Actor Pat Healy: I was the first one in SAG and then there are other people. There’s a guy that works for the Farrelly brothers.

It’s funny — when I met Matt Dillon, I was living in Providence at the time, and it was when he was playing Pat Healy in the Farrelly Brothers movie “Something About Mary,” and I didn’t know that was the character’s name. You don’t go up to an actor and say ‘hey’ and state your full name.

But it never came up?

No, we just talked about The Replacements. I wasn’t interviewing him. I just met him at a bar, and he had written liner notes for a best-of disc of theirs. 

I hung out with him one time and we talked about “Jaws.”

I have patrickhealy@hotmail.com, which over the years has lent itself to a lot of confusion, because it’s such a common name. There’s an engineer in Texas, a drummer in Atlanta.

There’s the guy who writes for the New York Times.

Yes! Whom I met when I was writing for the Globe, because he was writing for the Globe. They got so many letters, like, “Why is your chief political correspondent writing about arts in Somerville?” I met up with him for a beer because he felt badly that I had to change my byline to include my middle name, and then he went to the Times where there was another Pat Healy, and he had to use his middle name in his byline.

There’s a newscaster in L.A., and then a famous chef as well. And now of course we have one of the more famous MMA fighters.

Bam Bam!

I’ve had many drivers come and pick me up and watch their face sink when I’m not the MMA fighter.

Because drivers are really into MMA?

Yeah, they’ll have the photo out with the sharpie, you know?

There’s a guy who won Jeopardy with the Pat Healy name too. And one time I met Brian Posehn at SXSW, and I had my name badge on and he was like, ‘You’re not Pat Healy!’ Is that you or the Farrelly brothers’ friend?

No, it’s me. Brian and I are friends, because I used to do comedy. We used to play “Halo” together all the time 10 years ago. Him, Paul Tompkins, all those “Mr. Show” guys.

So wait, I’m calling you on your cell and you’re at SXSW right now? Please tell me you’ll be there when I get there on Wednesday!

Unfortunately, I fly out before then!

We could have had the Pat Healy Convention.

The world would crumble into cosmic dust as soon as we shake hands.

OK, I think we got all the Pat Healyisms out of the way. Or do you have another? Did you have a tortured nickname that kids gave you?

I have big ears, so “Dumbo.” I have a big forehead, so “Charlie Brown.”

No, I meant, like, pertaining to your name, like I gained some weight at one point and the nickname of “Healy-um” was thrown out there.

Wait, why didn’t they just call you fat Pat?

Because they just weren’t as clever as you or I, Pat Healy!

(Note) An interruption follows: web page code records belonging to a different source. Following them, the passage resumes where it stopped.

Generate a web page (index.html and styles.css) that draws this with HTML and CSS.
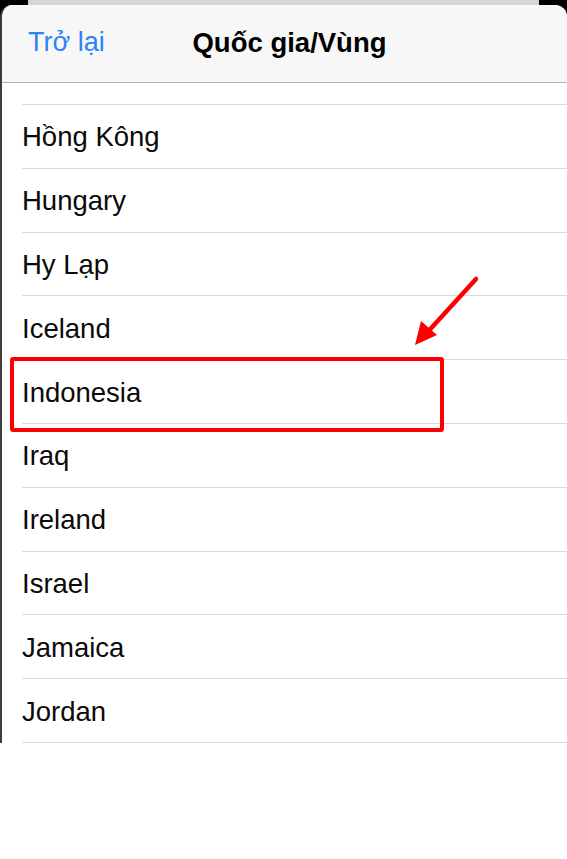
FILE: index.html
```html
<!DOCTYPE html>
<html lang="vi">
<head>
<meta charset="utf-8">
<title>Quốc gia/Vùng</title>
<link rel="stylesheet" href="styles.css">
</head>
<body>
<div class="screen">
  <div class="backcard"></div>
  <div class="sheet">
    <header class="nav">
      <span class="back">Trở lại</span>
      <span class="title">Quốc gia/Vùng</span>
      <span></span>
    </header>
    <div class="lead"></div>
    <ul class="list">
      <li class="row">Hồng Kông</li>
      <li class="row">Hungary</li>
      <li class="row">Hy Lạp</li>
      <li class="row">Iceland</li>
      <li class="row">Indonesia</li>
      <li class="row">Iraq</li>
      <li class="row">Ireland</li>
      <li class="row">Israel</li>
      <li class="row">Jamaica</li>
      <li class="row">Jordan</li>
    </ul>
  </div>
  <div class="highlight"></div>
  <svg class="arrow" width="567" height="859" viewBox="0 0 567 859">
    <line x1="476" y1="279" x2="424" y2="336" stroke="#ff0000" stroke-width="4.5" stroke-linecap="round"/>
    <polygon points="415,345 421,321 437,335" fill="#ff0000"/>
  </svg>
</div>
</body>
</html>
```
FILE: styles.css
```css
* { box-sizing: border-box; }
html, body { margin: 0; padding: 0; background: #ffffff; }
body { font-family: "Liberation Sans", Arial, sans-serif; color: #000; }
.screen { position: relative; width: 567px; height: 859px; background: #ffffff; }
.screen::before { content: ""; display: block; position: absolute; left: 0; right: 0; top: 0; height: 20px; background: #000; }
.backcard { position: relative; height: 5px; margin: 0 28px; background: #d6d6d6; border-radius: 0; }
.sheet { position: relative; background: #fff; border-radius: 12px 12px 0 0; border-left: 2px solid #3c3c3c; overflow: hidden; }
.nav { display: grid; grid-template-columns: 1fr auto 1fr; align-items: center; height: 78px; padding: 0 16px 2px 26px; background: #f7f7f7; border-bottom: 1px solid #b3b3b3; }
.back { color: #2d84f6; font-size: 27px; justify-self: start; }
.title { font-weight: bold; font-size: 27.5px; color: #000; }
.lead { height: 22px; border-bottom: 1px solid #d9d9d9; margin-left: 20px; }
.list { list-style: none; margin: 0; padding: 0; }
.row { display: flex; align-items: center; height: 63.8px; margin-left: 20px; padding-top: 2px; border-bottom: 1px solid #d9d9d9; font-size: 27.5px; color: #0a0a0a; }
.highlight { position: absolute; left: 10px; top: 357px; width: 434px; height: 75px; border: 4px solid #ff0000; border-radius: 3px; }
.arrow { position: absolute; left: 0; top: 0; pointer-events: none; }
```
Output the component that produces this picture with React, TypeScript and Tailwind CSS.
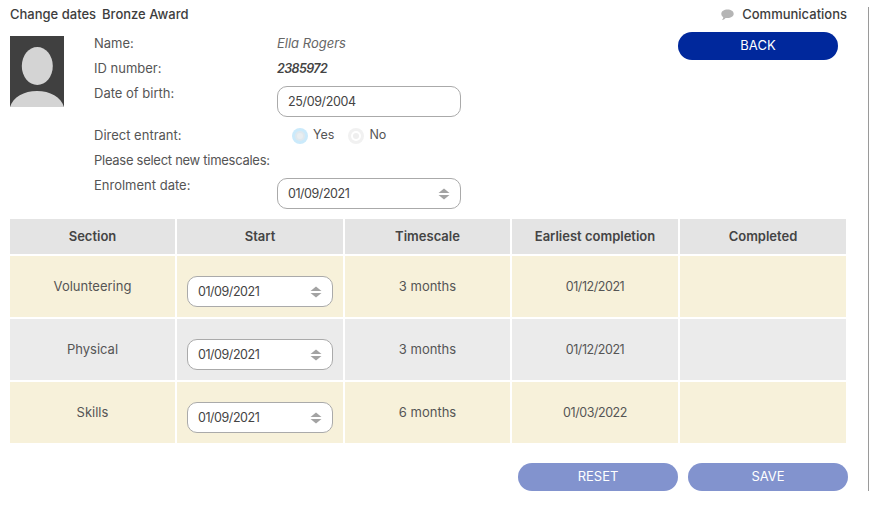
import React from "react";

const rows = [
  { section: "Volunteering", start: "01/09/2021", timescale: "3 months", earliest: "01/12/2021", bg: "bg-[#f7f1da]" },
  { section: "Physical", start: "01/09/2021", timescale: "3 months", earliest: "01/12/2021", bg: "bg-[#ebebeb]" },
  { section: "Skills", start: "01/09/2021", timescale: "6 months", earliest: "01/03/2022", bg: "bg-[#f7f1da]" },
];

const headers = ["Section", "Start", "Timescale", "Earliest completion", "Completed"];

const Avatar = () => (
  <svg width="54" height="71" viewBox="0 0 54 71" className="block">
    <rect width="54" height="71" fill="#404040" />
    <ellipse cx="27.3" cy="30" rx="15.5" ry="19" fill="#d4d4d4" />
    <path d="M0 71 C3 61 14 55 27 55 C40 55 51 61 54 71 Z" fill="#d4d4d4" />
  </svg>
);

const DateSelect: React.FC<{ value: string; className?: string }> = ({ value, className }) => (
  <div
    className={`flex h-[31px] items-center justify-between rounded-[10px] border border-[#aaaaaa] bg-white pl-[10px] pr-[10px] text-[12.5px] tracking-[-0.45px] text-[#444444] ${className ?? ""}`}
  >
    <span className="mt-[2px]">{value}</span>
    <svg width="12" height="12" viewBox="0 0 12 12">
      <path d="M6 0.5 L11.5 5 H0.5 Z" fill="#a3a3a3" />
      <path d="M6 11.5 L11.5 7 H0.5 Z" fill="#a3a3a3" />
    </svg>
  </div>
);

const Radio: React.FC<{ checked?: boolean }> = ({ checked }) => (
  <span
    className={`flex h-4 w-4 items-center justify-center rounded-full ${checked ? "bg-[#cbeafb]" : "bg-[#f1f1f1]"}`}
  >
    <span
      className={`flex h-[10px] w-[10px] items-center justify-center rounded-full ${checked ? "bg-[#dfe8ee]" : "bg-white"}`}
    >
      <span className={`h-[6px] w-[6px] rounded-full ${checked ? "bg-[#e9eef1]" : "bg-[#efefef]"}`} />
    </span>
  </span>
);

const FormRow: React.FC<{ label: string; labelClass?: string; children?: React.ReactNode }> = ({
  label,
  labelClass,
  children,
}) => (
  <div className="flex">
    <div className={`h-[25px] w-[183px] shrink-0 whitespace-nowrap leading-[25px] ${labelClass ?? ""}`}>{label}</div>
    {children}
  </div>
);

export default function App() {
  return (
    <div className="h-[516px] w-[890px] bg-white pt-[7px] font-['Inter','Liberation_Sans',sans-serif] text-[13px] text-[#555555]">
      <div className="h-[484px] w-[869px] border-r border-[#9a9a9a]">
        <div className="flex h-[24px] justify-between pl-[10px] pr-[21px]">
          <div className="flex gap-[6px] font-medium leading-[15px] text-[#3d3d3d]">
            <span>Change dates</span>
            <span>Bronze Award</span>
          </div>
          <div className="flex items-start gap-[8px] font-medium leading-[15px] text-[#3d3d3d]">
            <svg width="13" height="12" viewBox="0 0 13 12" className="mt-[2px]">
              <path
                d="M6.5 0.5 C10 0.5 12.7 2.3 12.7 4.8 C12.7 7.3 10 9.1 6.5 9.1 C5.8 9.1 5.2 9 4.6 8.9 C3.8 10 2.4 10.8 0.9 11 C1.7 10.2 2.2 9.3 2.3 8.3 C1 7.5 0.3 6.2 0.3 4.8 C0.3 2.3 3 0.5 6.5 0.5 Z"
                fill="#b5b5b5"
              />
            </svg>
            <span>Communications</span>
          </div>
        </div>

        <div className="flex pl-[10px]">
          <div className="mt-[5px] w-[84px] shrink-0">
            <Avatar />
          </div>
          <div className="w-[584px] shrink-0">
            <FormRow label="Name:">
              <span className="italic leading-[25px] text-[#666666]">Ella Rogers</span>
            </FormRow>
            <FormRow label="ID number:">
              <span className="h-[25px] text-[12.5px] font-semibold italic leading-[25px] tracking-[-0.6px] text-[#444444]">
                2385972
              </span>
            </FormRow>
            <FormRow label="Date of birth:">
              <input
                readOnly
                value="25/09/2004"
                className="mb-[6px] mt-[5px] h-[31px] w-[184px] rounded-[10px] border border-[#aaaaaa] bg-white pl-[10px] text-[12.5px] tracking-[-0.35px] text-[#444444] outline-none"
              />
            </FormRow>
            <FormRow label="Direct entrant:">
              <div className="ml-[15px] flex items-center">
                <Radio checked />
                <span className="mb-[1px] ml-[5px] mr-[14px] text-[12.5px]">Yes</span>
                <Radio />
                <span className="mb-[1px] ml-[5px] text-[12.5px]">No</span>
              </div>
            </FormRow>
            <FormRow label="Please select new timescales:" labelClass="tracking-[-0.28px]" />
            <FormRow label="Enrolment date:">
              <DateSelect value="01/09/2021" className="mb-[10px] mt-[5px] w-[184px]" />
            </FormRow>
          </div>
          <div className="w-[160px] shrink-0">
            <button className="mt-[1px] h-[28px] w-[160px] rounded-full bg-[#00289c] text-white">BACK</button>
          </div>
        </div>

        <div className="ml-[10px] grid w-[836px] grid-cols-[165px_166px_165px_166px_166px] gap-[2px] text-center">
          {headers.map((h) => (
            <div key={h} className="flex h-[35px] items-center justify-center bg-[#e4e4e4] font-semibold text-[#444444]">
              {h}
            </div>
          ))}
          {rows.map((r) => (
            <React.Fragment key={r.section}>
              <div className={`flex h-[61px] items-center justify-center ${r.bg}`}>{r.section}</div>
              <div className={`h-[61px] px-[10px] pt-[20px] text-left ${r.bg}`}>
                <DateSelect value={r.start} className="w-[146px]" />
              </div>
              <div className={`flex h-[61px] items-center justify-center ${r.bg}`}>{r.timescale}</div>
              <div className={`flex h-[61px] items-center justify-center pt-[2px] text-[12.5px] tracking-[-0.45px] ${r.bg}`}>
                {r.earliest}
              </div>
              <div className={`h-[61px] ${r.bg}`} />
            </React.Fragment>
          ))}
        </div>

        <div className="ml-[518px] mt-[20px] flex w-[330px] gap-[10px]">
          <button className="h-[28px] w-[160px] rounded-full bg-[#8293ce] text-white">RESET</button>
          <button className="h-[28px] w-[160px] rounded-full bg-[#8293ce] text-white">SAVE</button>
        </div>
      </div>
    </div>
  );
}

FINAL NOTE: Upon going to SXSW, I (the writer Pat Healy) stood for a badge photo, but whenever I went into a club, and the bouncers would electronically scan the badge, the photo that came up on the bouncers’ handheld devices was of the actor. When I texted him to ask if he currently had a mustache, as the man in the photo did, because it was confusing the people checking my ID, he texted back, “Yes! They thought I was you, initially.”